- The paper presents the LRT Hypothesis, showing that neural networks learn universal basis features expressible as linear combinations across different scales.
- It empirically validates that affine mappings can effectively transfer steering vectors from small models to large ones, preserving semantic behavior.
- The study offers practical benefits in reducing computational costs and theoretical insights into the shared representational structures of neural networks.
Linear Representation Transferability Hypothesis: Leveraging Small Models to Steer Large Models
Abstract Overview
The paper introduces the Linear Representation Transferability (LRT) Hypothesis, proposing that neural networks of varying scales, when trained on similar datasets, can express learned representations as linear combinations of universal basis features consistent across architectures. An affine transformation is hypothesized to exist between the representational spaces of different models, preserving semantic effects of steering vectors transferred from smaller to larger models.
The LRT Hypothesis: A Conceptual Framework
The LRT Hypothesis posits that neural networks trained on similar data learn similar basis features, leading to the possibility of an affine transformation between their representational spaces. This hypothesis is rooted in the notion that shared fundamental structures (e.g., syntax, semantics) are captured by models, irrespective of their scale, thereby creating a universal representation space.
The framework suggests that the hidden states of models, regardless of size, are linear combinations of these universal basis features. This shared space allows the transfer of steering vectors derived from smaller models to larger ones through learned affine mappings. The conceptual framework supports the idea that representational subspaces can be mapped across models, enabling the reuse of steering vectors and effective steering of larger models via smaller ones.
Evaluation and Empirical Validation
The hypothesis is tested by learning affine mappings between hidden states of different model architectures and evaluating steering tasks. The methodology involves training linear mappings that capture the transformation between the representation spaces of models of varying sizes. Steering vectors, or directions associated with model behaviors, are derived from smaller models and mapped to larger ones using these transformations.
Empirical validation indicates that these mappings preserve the steering vectors’ semantic effects, supporting the viability of the LRT hypothesis. The findings suggest that smaller models serve as efficient sources of steering behaviors applicable to larger models, streamlining the process of understanding model behavior across scales.

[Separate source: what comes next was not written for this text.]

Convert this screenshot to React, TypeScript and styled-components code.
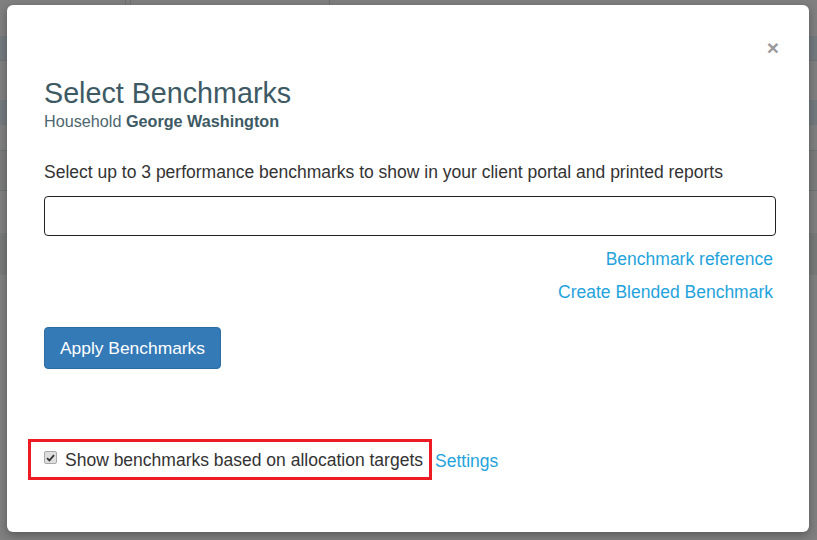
import styled, { createGlobalStyle } from "styled-components";

const GlobalStyle = createGlobalStyle`
  html, body {
    margin: 0;
    padding: 0;
    background: #7f7f7f;
  }
  body {
    font-family: "Liberation Sans", Arial, sans-serif;
    overflow: hidden;
  }
`;

const Screen = styled.div`
  position: relative;
  width: 817px;
  height: 540px;
  overflow: hidden;
  background: #7f7f7f;
`;

const Page = styled.div`
  display: flex;
  flex-direction: column;
`;

const TopBar = styled.div`
  height: 5px;
  display: flex;
`;

const TopCell = styled.div<{ $w: number }>`
  width: ${(p) => p.$w}px;
  border-right: 1px solid #6c7074;
`;

const BandRow = styled.div<{ $h: number; $tone: string; $line?: boolean }>`
  height: ${(p) => p.$h}px;
  background: ${(p) => p.$tone};
  border-bottom: ${(p) => (p.$line ? "1px solid #6e7276" : "none")};
`;

const Modal = styled.div`
  position: absolute;
  top: 5px;
  left: 7px;
  width: 802px;
  height: 527px;
  background: #fff;
  border-radius: 6px;
  box-shadow: 0 3px 9px rgba(0, 0, 0, 0.3);
  box-sizing: border-box;
  padding: 0 33px 0 37px;
  display: flex;
  flex-direction: column;
`;

const CloseButton = styled.button`
  position: absolute;
  top: 32px;
  right: 30px;
  border: 0;
  background: none;
  padding: 0;
  color: #9a9a9a;
  font-family: "Liberation Sans", Arial, sans-serif;
  font-size: 21px;
  font-weight: bold;
  line-height: 1;
  cursor: pointer;
`;

const Header = styled.div`
  margin-top: 73px;
  display: flex;
  flex-direction: column;
`;

const Title = styled.h2`
  margin: 0;
  font-size: 28.7px;
  font-weight: normal;
  line-height: 31px;
  color: #3d5a64;
`;

const Subtitle = styled.div`
  margin-top: 2px;
  font-size: 16.2px;
  line-height: 20px;
  color: #4d6670;
  b {
    color: #3d5a64;
  }
`;

const Description = styled.p`
  margin: 30px 0 0;
  font-size: 17.5px;
  line-height: 22px;
  color: #333;
`;

const SearchBox = styled.input`
  margin-top: 13px;
  height: 40px;
  box-sizing: border-box;
  border: 1px solid #222;
  border-radius: 4px;
  padding: 0 10px;
  font-size: 16px;
  outline: none;
`;

const LinkList = styled.div`
  margin-top: 12px;
  display: flex;
  flex-direction: column;
  align-items: flex-end;
  gap: 11px;
  padding-right: 3px;
`;

const Link = styled.a`
  font-size: 17.5px;
  line-height: 22px;
  color: #1fa3dc;
  text-decoration: none;
  cursor: pointer;
`;

const PrimaryButton = styled.button`
  margin-top: 24px;
  align-self: flex-start;
  height: 42px;
  padding: 0 15px;
  background: #337ab7;
  border: 1px solid #2e6da4;
  border-radius: 4px;
  color: #fff;
  font-family: "Liberation Sans", Arial, sans-serif;
  font-size: 17.4px;
  cursor: pointer;
`;

const OptionRow = styled.div`
  margin-top: 70px;
  margin-left: -16px;
  display: flex;
  align-items: center;
`;

const Highlight = styled.label`
  display: flex;
  align-items: center;
  gap: 8px;
  height: 41px;
  box-sizing: border-box;
  padding: 2px 6px 0 13px;
  border: 3px solid #ed1c24;
  font-size: 17.5px;
  color: #333;
`;

const Check = styled.span`
  width: 13px;
  height: 13px;
  box-sizing: border-box;
  border: 1px solid #a9a9a9;
  border-radius: 2px;
  background: #dedede;
  display: flex;
  align-items: center;
  justify-content: center;
  margin-top: -6px;
`;

const SettingsLink = styled(Link)`
  margin-left: 3px;
  padding-top: 2px;
`;

const bands: { h: number; tone: string; line?: boolean }[] = [
  { h: 31, tone: "#7f7f7f" },
  { h: 24, tone: "#737a7e", line: true },
  { h: 39, tone: "#7f7f7f" },
  { h: 25, tone: "#737a7e" },
  { h: 25, tone: "#7f7f7f", line: true },
  { h: 39, tone: "#7b7b7b", line: true },
  { h: 42, tone: "#7f7f7f" },
  { h: 42, tone: "#777878" },
  { h: 300, tone: "#7f7f7f" },
];

const App = () => {
  return (
    <Screen>
      <GlobalStyle />
      <Page>
        <TopBar>
          <TopCell $w={125} />
          <TopCell $w={4} />
          <TopCell $w={198} />
        </TopBar>
        {bands.map((b, i) => (
          <BandRow key={i} $h={b.h} $tone={b.tone} $line={b.line} />
        ))}
      </Page>

      <Modal>
        <CloseButton aria-label="Close">×</CloseButton>
        <Header>
          <Title>Select Benchmarks</Title>
          <Subtitle>
            Household <b>George Washington</b>
          </Subtitle>
        </Header>

        <Description>
          Select up to 3 performance benchmarks to show in your client portal and printed reports
        </Description>
        <SearchBox type="text" />

        <LinkList>
          <Link>Benchmark reference</Link>
          <Link>Create Blended Benchmark</Link>
        </LinkList>

        <PrimaryButton>Apply Benchmarks</PrimaryButton>

        <OptionRow>
          <Highlight>
            <Check>
              <svg width="9" height="8" viewBox="0 0 9 8">
                <path d="M1 4.2 L3.4 6.5 L8 1.2" fill="none" stroke="#333" strokeWidth="1.8" />
              </svg>
            </Check>
            Show benchmarks based on allocation targets
          </Highlight>
          <SettingsLink>Settings</SettingsLink>
        </OptionRow>
      </Modal>
    </Screen>
  );
};

export default App;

Figure 1: Steering Gemma-9B directly vs. steering Gemma-9B with vectors learned with Gemma-2B, highlighting the correlation and MSE across various tasks.
Practical and Theoretical Implications
The LRT hypothesis has significant implications for both practical applications and theoretical understanding of neural networks:
- Practical Implications: The ability to transfer steering vectors from small to large models could streamline development processes, reduce computational costs, and enhance efficiency in training large-scale models. This capability can significantly impact areas like model tuning and optimization.
- Theoretical Implications: The hypothesis enhances our understanding of the universal structures underlying neural network representations. It opens avenues for further research on the geometry and linearity of model spaces, advancing the theoretical foundation of neural networks.
Future Research Directions
The study encourages exploration in several promising directions:
- Scalability Limits: Understanding the boundaries of linear transferability across model sizes, particularly how effectiveness varies with increasing model scale differences.
- Cross-architecture Transferability: Investigating whether linear representational transfers can be extended to different model architectures, providing a deeper understanding of shared model behaviors across diverse architectures.
- Universal Representation Space: Further research into the existence and properties of a universal representation space could provide insights into model generalization and representational alignment.
Conclusion
The research presents concrete evidence for the LRT hypothesis, showing its efficacy in transferring steering vectors across model scales via affine mappings. The findings underscore the potential of small models in serving as templates or benchmarks for larger models, facilitating a deeper understanding of neural model behavior and an efficient approach to model steering. The implications for model training, inference, and architectural design are vast, pointing to a future where insights developed from small-scale models can be seamlessly integrated and applied to larger-scale neural networks.